• **SOURCE MATERIAL**:
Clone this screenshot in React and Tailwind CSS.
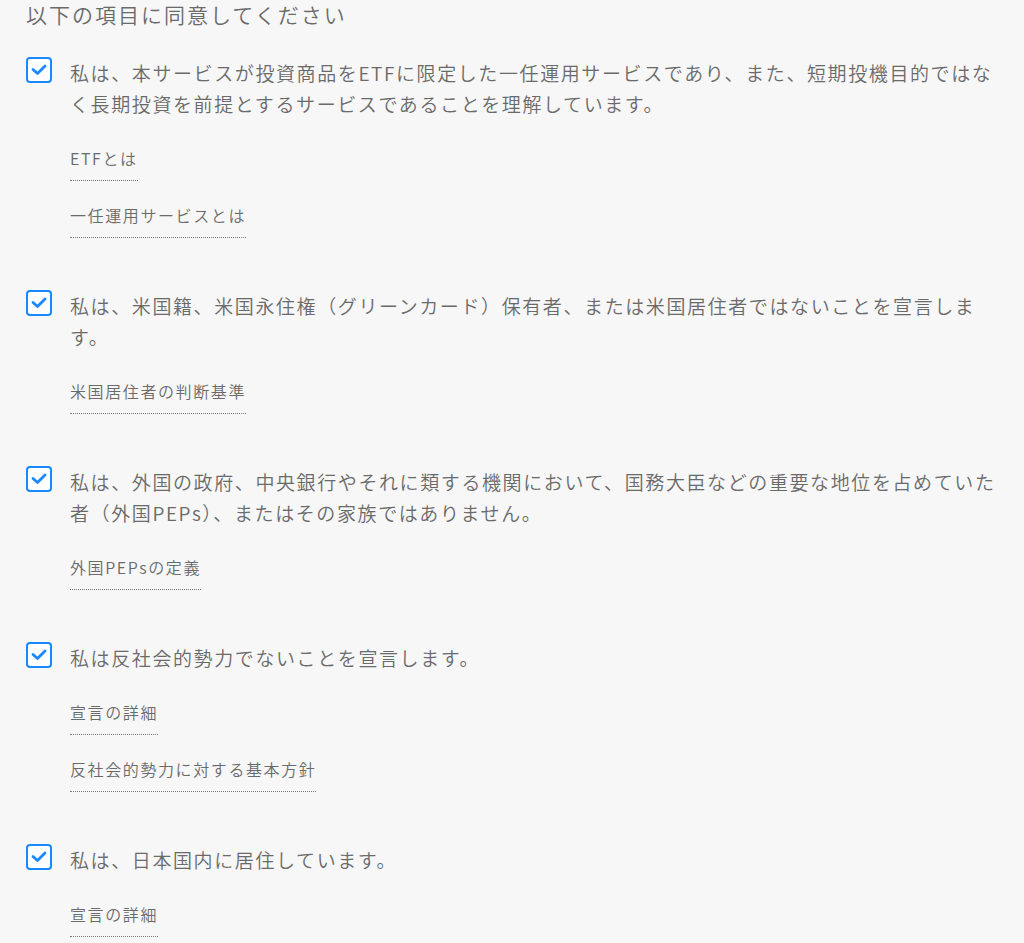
import React from 'react';

const items = [
    {
        text: '私は、本サービスが投資商品をETFに限定した一任運用サービスであり、また、短期投機目的ではなく長期投資を前提とするサービスであることを理解しています。',
        links: ['ETFとは', '一任運用サービスとは'],
    },
    {
        text: '私は、米国籍、米国永住権（グリーンカード）保有者、または米国居住者ではないことを宣言します。',
        links: ['米国居住者の判断基準'],
    },
    {
        text: '私は、外国の政府、中央銀行やそれに類する機関において、国務大臣などの重要な地位を占めていた者（外国PEPs）、またはその家族ではありません。',
        links: ['外国PEPsの定義'],
    },
    {
        text: '私は反社会的勢力でないことを宣言します。',
        links: ['宣言の詳細', '反社会的勢力に対する基本方針'],
    },
    {
        text: '私は、日本国内に居住しています。',
        links: ['宣言の詳細'],
    },
];

const Checkbox = () => (
    <span className="shrink-0 w-[26px] h-[26px] rounded-[4px] border-2 border-[#1a88ff] bg-white flex items-center justify-center">
        <svg width="16" height="12" viewBox="0 0 16 12" fill="none">
            <polyline points="2,5.5 6.5,9.5 14,2" stroke="#1a88ff" strokeWidth="2.8" strokeLinecap="round" strokeLinejoin="round" />
        </svg>
    </span>
);

const App = () => {
    return (
        <div
            className="min-h-[943px] bg-[#f7f7f7] pl-[26px] pr-[18px] text-[#6a6a6a] font-[350] overflow-hidden"
            style={{ fontFamily: '"Noto Sans CJK JP", "Noto Sans", sans-serif' }}
        >
            {/* heading */}
            <h2 className="text-[21px] leading-[29px] tracking-[2px]">以下の項目に同意してください</h2>

            <div className="mt-[28px] flex flex-col gap-[52px]">
                {items.map((item, i) => (
                    <div key={i}>
                        <label className="flex gap-[18px] items-start">
                            <Checkbox />
                            <p className="text-[19px] leading-[31px] tracking-[1.6px] w-[936px]">{item.text}</p>
                        </label>
                        {/* related links */}
                        <div className="mt-[28px] pl-[44px] flex flex-col items-start gap-[23px]">
                            {item.links.map((l) => (
                                <a
                                    key={l}
                                    href="#"
                                    className="block text-[16px] leading-[22px] tracking-[1.6px] pb-[11px] border-b border-dotted border-[#777]"
                                >
                                    {l}
                                </a>
                            ))}
                        </div>
                    </div>
                ))}
            </div>
        </div>
    );
};

export default App;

• **INSTRUCTIONS FOR THE TASK**:
Leave out the pictures and copy the rest of the material above exactly.

• **WRITTEN REPLY**:
Clone this screenshot in React and Tailwind CSS.
import React from 'react';

const items = [
    {
        text: '私は、本サービスが投資商品をETFに限定した一任運用サービスであり、また、短期投機目的ではなく長期投資を前提とするサービスであることを理解しています。',
        links: ['ETFとは', '一任運用サービスとは'],
    },
    {
        text: '私は、米国籍、米国永住権（グリーンカード）保有者、または米国居住者ではないことを宣言します。',
        links: ['米国居住者の判断基準'],
    },
    {
        text: '私は、外国の政府、中央銀行やそれに類する機関において、国務大臣などの重要な地位を占めていた者（外国PEPs）、またはその家族ではありません。',
        links: ['外国PEPsの定義'],
    },
    {
        text: '私は反社会的勢力でないことを宣言します。',
        links: ['宣言の詳細', '反社会的勢力に対する基本方針'],
    },
    {
        text: '私は、日本国内に居住しています。',
        links: ['宣言の詳細'],
    },
];

const Checkbox = () => (
    <span className="shrink-0 w-[26px] h-[26px] rounded-[4px] border-2 border-[#1a88ff] bg-white flex items-center justify-center">
        <svg width="16" height="12" viewBox="0 0 16 12" fill="none">
            <polyline points="2,5.5 6.5,9.5 14,2" stroke="#1a88ff" strokeWidth="2.8" strokeLinecap="round" strokeLinejoin="round" />
        </svg>
    </span>
);

const App = () => {
    return (
        <div
            className="min-h-[943px] bg-[#f7f7f7] pl-[26px] pr-[18px] text-[#6a6a6a] font-[350] overflow-hidden"
            style={{ fontFamily: '"Noto Sans CJK JP", "Noto Sans", sans-serif' }}
        >
            {/* heading */}
            <h2 className="text-[21px] leading-[29px] tracking-[2px]">以下の項目に同意してください</h2>

            <div className="mt-[28px] flex flex-col gap-[52px]">
                {items.map((item, i) => (
                    <div key={i}>
                        <label className="flex gap-[18px] items-start">
                            <Checkbox />
                            <p className="text-[19px] leading-[31px] tracking-[1.6px] w-[936px]">{item.text}</p>
                        </label>
                        {/* related links */}
                        <div className="mt-[28px] pl-[44px] flex flex-col items-start gap-[23px]">
                            {item.links.map((l) => (
                                <a
                                    key={l}
                                    href="#"
                                    className="block text-[16px] leading-[22px] tracking-[1.6px] pb-[11px] border-b border-dotted border-[#777]"
                                >
                                    {l}
                                </a>
                            ))}
                        </div>
                    </div>
                ))}
            </div>
        </div>
    );
};

export default App;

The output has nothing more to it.